Mohl documents purposeful black neighborhood destruction for interstates in several cities in this article. He is working on a book of the same subject.

From Mohl's article:
"Highway builders rarely mentioned African Americans specifically in their discussions about clearing out blight and slums." (page 31).

and

"A notorious racist, Alabama's state highway director Samuel Englehardt served simultaneously as a high level officer of the Alabama Ku Klux Klan and of the White Citizen's Council, which organized against school integration." (page 35)
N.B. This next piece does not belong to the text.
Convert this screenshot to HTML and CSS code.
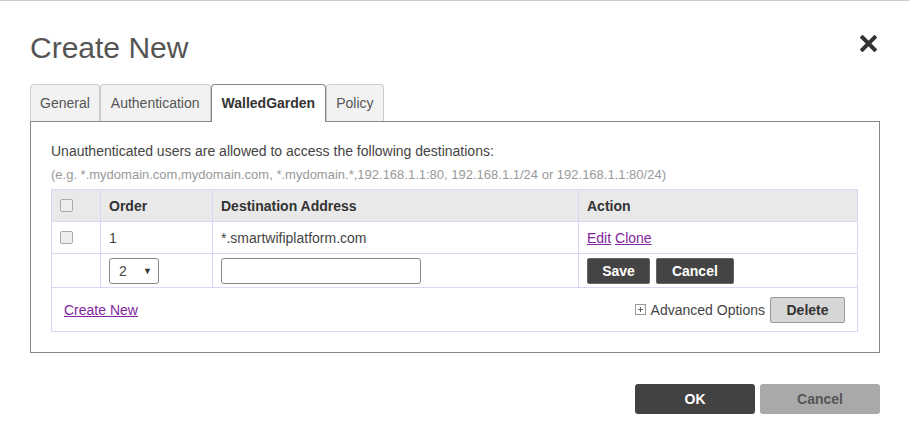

So you want me to believe that in the racist state in the nation (at the time), with a racist Highway Director, that Alabama took the high road? That is laughable.

dirkdiggler said...

So, as I see it, there are 9 more days until lots of unknowns happen. Right? I mean, yes I will give the new president a chance. Everyone needs to quit proclaiming him as the fixer of all wrongs.

john from hoover said...

What's laughable Joe (and somewhat sad) is that you chose to believe a writers piece over a man who was obviously there in the midst of it all.
You are quite a piece of work.

Joe Openshaw said...

I wouldn't consider Mohl's work "A writer's piece." He is an esteemed, award winning researcher on this subject. He's a professor at UAB.

I know a bit about research. I know a bit about documenting research. I am sure Mohl does as well.

Shia said...

Oh? Then why don't you believe Joe, and actual gay person, instead of those who think they know more about what it means to be gay, yet aren't gay themselves.
I assume the researcher has sources that were involved or documented those involved in the decisions. Regardless of whether it was consciously planned, at the very least you know that because the black neighborhoods were politcally and socially powerless, that the highways ended up where they did. I know this is not the same as the planners consciously and vindictively planning it that way on purpose, but its nevertheless institutionalized racism.

Joe Openshaw said...

Shia,
I assume that comment was aimed at John. It took me a minute to get it.

Yes Mohl does have sources. I am going to post more about this in a few days. I'm getting my sources lined up as well.